+++ Provided information +++

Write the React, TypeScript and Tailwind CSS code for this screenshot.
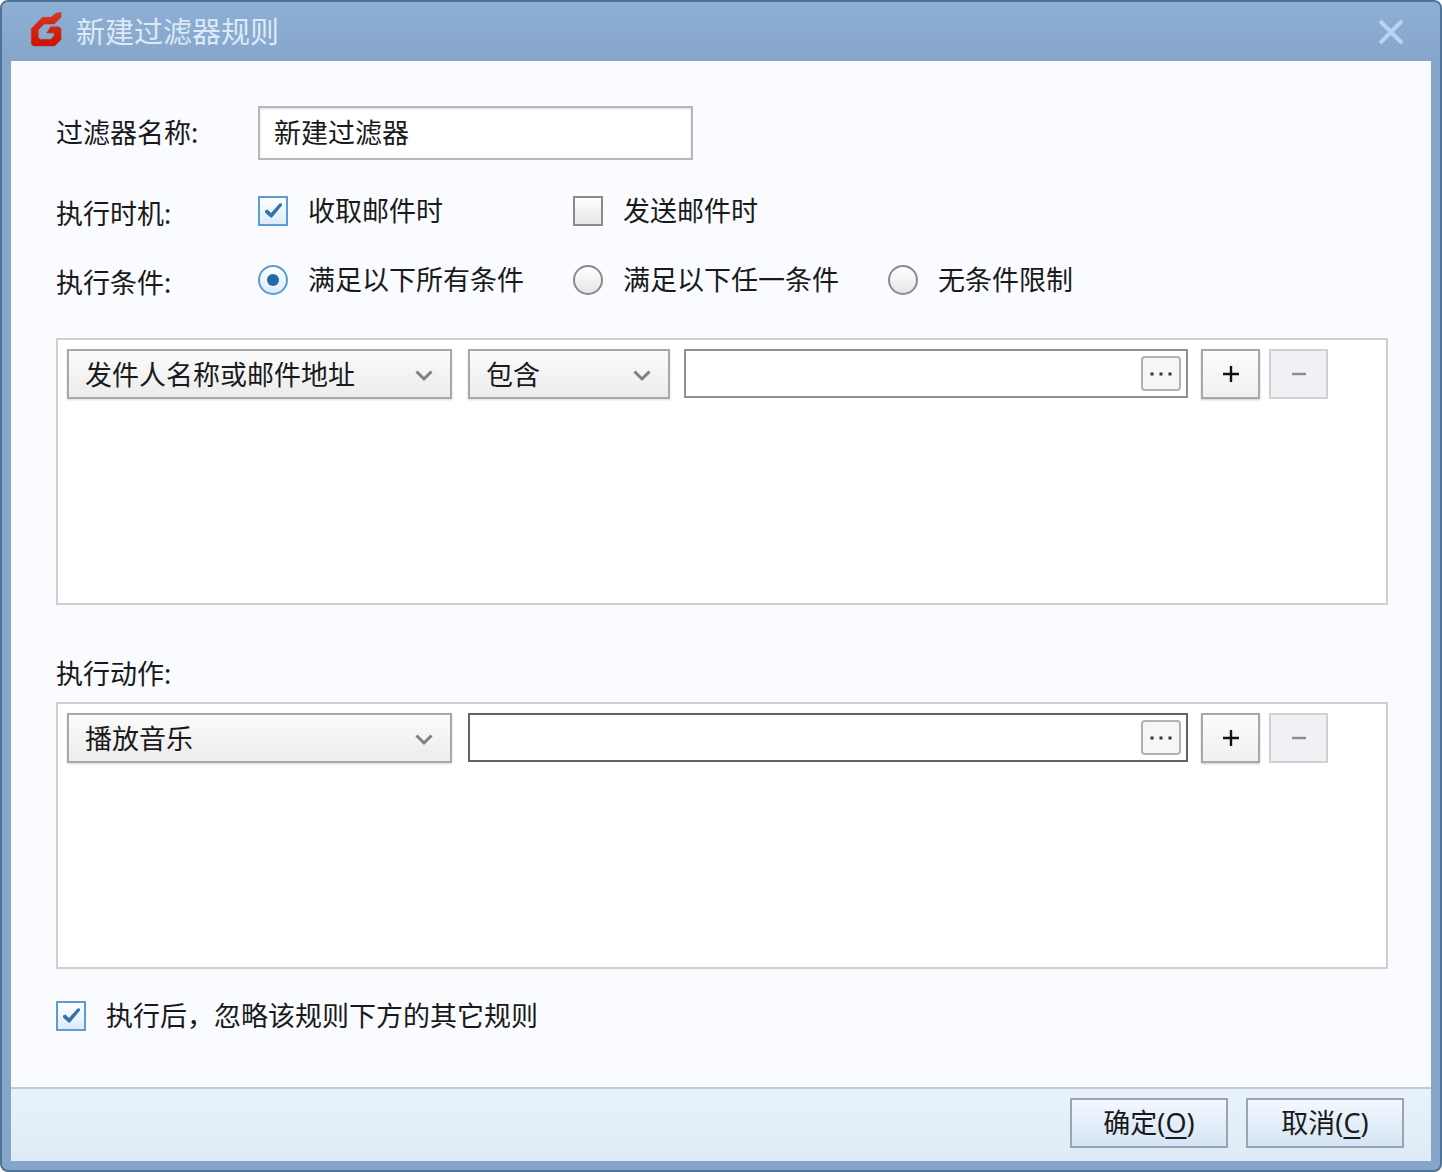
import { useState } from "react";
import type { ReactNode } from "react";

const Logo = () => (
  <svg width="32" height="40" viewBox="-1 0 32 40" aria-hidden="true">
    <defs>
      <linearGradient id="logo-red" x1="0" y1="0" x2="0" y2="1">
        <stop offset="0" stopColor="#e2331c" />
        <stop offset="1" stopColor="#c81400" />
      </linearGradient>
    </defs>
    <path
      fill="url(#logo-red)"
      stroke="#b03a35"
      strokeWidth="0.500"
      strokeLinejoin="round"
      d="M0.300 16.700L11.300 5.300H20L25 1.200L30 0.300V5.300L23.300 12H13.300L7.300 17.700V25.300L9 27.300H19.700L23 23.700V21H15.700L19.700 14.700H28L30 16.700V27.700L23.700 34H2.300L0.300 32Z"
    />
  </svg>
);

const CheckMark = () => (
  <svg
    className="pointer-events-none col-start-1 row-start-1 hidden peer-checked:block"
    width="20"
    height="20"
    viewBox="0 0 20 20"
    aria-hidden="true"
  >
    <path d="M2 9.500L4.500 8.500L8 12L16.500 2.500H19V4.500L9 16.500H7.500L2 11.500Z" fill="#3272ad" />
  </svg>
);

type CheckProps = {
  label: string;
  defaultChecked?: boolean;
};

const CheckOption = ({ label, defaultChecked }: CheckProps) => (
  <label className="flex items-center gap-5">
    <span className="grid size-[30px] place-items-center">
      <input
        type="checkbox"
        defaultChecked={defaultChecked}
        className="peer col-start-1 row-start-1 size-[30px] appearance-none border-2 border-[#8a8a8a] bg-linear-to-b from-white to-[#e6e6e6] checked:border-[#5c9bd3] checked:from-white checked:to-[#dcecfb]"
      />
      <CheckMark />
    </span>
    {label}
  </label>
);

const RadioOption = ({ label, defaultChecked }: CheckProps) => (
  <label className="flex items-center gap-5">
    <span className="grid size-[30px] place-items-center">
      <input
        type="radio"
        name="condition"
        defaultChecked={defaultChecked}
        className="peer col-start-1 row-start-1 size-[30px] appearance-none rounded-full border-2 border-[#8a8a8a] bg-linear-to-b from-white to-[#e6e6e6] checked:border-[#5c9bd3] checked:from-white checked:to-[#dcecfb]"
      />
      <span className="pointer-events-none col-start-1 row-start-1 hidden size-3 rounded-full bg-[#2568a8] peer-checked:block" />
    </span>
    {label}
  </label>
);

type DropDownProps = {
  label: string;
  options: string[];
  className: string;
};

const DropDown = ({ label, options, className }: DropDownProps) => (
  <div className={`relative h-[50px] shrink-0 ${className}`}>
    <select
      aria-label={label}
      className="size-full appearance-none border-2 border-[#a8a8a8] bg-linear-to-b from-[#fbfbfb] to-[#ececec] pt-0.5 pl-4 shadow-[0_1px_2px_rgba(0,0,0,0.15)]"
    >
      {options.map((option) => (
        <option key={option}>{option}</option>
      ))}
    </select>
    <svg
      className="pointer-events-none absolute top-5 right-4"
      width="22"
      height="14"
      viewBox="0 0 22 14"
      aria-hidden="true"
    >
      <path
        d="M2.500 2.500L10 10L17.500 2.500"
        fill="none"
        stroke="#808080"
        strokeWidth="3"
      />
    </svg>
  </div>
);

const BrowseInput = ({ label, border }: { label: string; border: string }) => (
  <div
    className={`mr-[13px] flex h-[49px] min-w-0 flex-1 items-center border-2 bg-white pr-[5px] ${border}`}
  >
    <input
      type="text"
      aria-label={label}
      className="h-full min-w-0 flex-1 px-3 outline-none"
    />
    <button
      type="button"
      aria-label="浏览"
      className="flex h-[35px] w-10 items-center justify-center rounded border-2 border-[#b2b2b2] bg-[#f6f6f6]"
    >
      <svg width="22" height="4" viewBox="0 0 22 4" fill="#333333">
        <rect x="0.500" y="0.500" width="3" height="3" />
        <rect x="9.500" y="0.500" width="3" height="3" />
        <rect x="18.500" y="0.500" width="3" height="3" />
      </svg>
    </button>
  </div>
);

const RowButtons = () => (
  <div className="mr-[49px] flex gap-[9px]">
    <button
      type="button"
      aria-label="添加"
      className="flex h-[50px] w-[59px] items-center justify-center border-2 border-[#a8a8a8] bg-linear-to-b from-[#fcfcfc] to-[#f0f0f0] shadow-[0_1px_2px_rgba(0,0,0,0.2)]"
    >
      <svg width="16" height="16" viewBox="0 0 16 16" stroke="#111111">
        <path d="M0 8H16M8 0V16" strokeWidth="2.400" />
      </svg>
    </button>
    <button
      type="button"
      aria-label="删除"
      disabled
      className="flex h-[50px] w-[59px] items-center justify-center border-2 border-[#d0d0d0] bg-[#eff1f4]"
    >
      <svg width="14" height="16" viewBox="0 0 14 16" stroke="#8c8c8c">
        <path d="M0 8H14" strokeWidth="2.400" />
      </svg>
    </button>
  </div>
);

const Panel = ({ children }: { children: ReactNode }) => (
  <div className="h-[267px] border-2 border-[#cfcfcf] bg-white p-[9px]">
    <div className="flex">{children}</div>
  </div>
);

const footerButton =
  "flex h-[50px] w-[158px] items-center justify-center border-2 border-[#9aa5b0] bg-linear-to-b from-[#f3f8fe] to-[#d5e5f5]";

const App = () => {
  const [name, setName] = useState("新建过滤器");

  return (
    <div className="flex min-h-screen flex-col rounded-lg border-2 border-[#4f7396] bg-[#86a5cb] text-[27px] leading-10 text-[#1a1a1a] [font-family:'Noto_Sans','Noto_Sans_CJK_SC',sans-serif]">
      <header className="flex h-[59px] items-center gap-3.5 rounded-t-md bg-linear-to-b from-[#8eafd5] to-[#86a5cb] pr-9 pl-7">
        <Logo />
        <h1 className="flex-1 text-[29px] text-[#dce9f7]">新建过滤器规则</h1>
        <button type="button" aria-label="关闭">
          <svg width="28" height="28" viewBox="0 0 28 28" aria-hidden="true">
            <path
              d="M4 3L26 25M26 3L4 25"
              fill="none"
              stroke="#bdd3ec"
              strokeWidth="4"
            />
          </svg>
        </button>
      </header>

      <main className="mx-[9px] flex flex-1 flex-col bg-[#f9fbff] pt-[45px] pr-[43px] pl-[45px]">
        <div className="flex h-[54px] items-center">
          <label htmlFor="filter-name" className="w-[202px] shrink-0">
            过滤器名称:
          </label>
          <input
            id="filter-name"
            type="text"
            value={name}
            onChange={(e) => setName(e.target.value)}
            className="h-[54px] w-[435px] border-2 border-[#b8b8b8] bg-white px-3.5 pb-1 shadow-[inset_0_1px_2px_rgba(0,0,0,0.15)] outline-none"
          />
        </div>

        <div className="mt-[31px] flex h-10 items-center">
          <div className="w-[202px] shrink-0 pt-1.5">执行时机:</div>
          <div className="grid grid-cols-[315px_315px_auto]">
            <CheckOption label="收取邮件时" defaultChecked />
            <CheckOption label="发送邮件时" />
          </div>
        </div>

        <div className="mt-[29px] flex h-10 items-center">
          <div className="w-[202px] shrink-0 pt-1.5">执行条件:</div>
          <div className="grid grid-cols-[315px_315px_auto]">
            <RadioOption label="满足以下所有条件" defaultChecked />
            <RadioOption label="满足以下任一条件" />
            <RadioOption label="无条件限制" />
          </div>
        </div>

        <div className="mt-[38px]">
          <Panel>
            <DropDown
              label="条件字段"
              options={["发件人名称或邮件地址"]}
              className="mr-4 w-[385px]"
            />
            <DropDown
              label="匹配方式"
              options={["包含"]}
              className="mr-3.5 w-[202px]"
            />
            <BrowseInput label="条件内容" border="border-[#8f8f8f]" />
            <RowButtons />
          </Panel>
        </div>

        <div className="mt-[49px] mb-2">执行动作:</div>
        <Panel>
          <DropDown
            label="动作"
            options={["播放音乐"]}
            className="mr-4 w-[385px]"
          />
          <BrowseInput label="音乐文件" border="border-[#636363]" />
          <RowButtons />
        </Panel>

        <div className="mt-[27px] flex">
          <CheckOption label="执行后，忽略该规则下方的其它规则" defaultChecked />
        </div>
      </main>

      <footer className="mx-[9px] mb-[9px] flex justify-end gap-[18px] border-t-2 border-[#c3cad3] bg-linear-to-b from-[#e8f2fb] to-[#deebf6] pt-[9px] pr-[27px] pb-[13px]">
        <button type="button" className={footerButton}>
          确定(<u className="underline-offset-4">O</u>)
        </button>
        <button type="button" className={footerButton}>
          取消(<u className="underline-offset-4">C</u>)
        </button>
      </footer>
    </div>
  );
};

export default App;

+++
+++ Provided information +++

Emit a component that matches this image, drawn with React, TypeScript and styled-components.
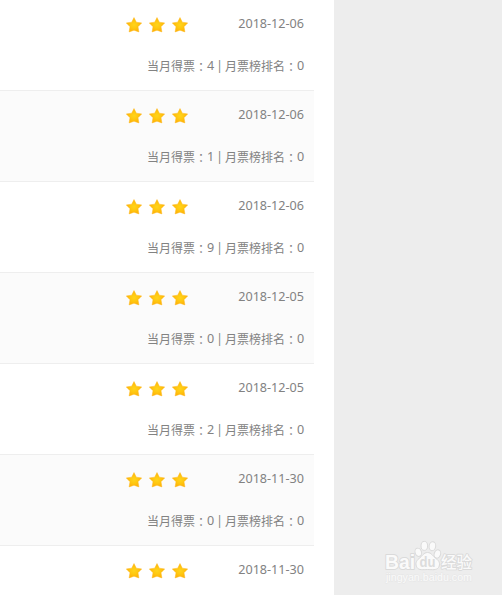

+++

* [Direction] Report how many lines above hold the string "TypeScript", giving nothing but the number.

* [Task result] 2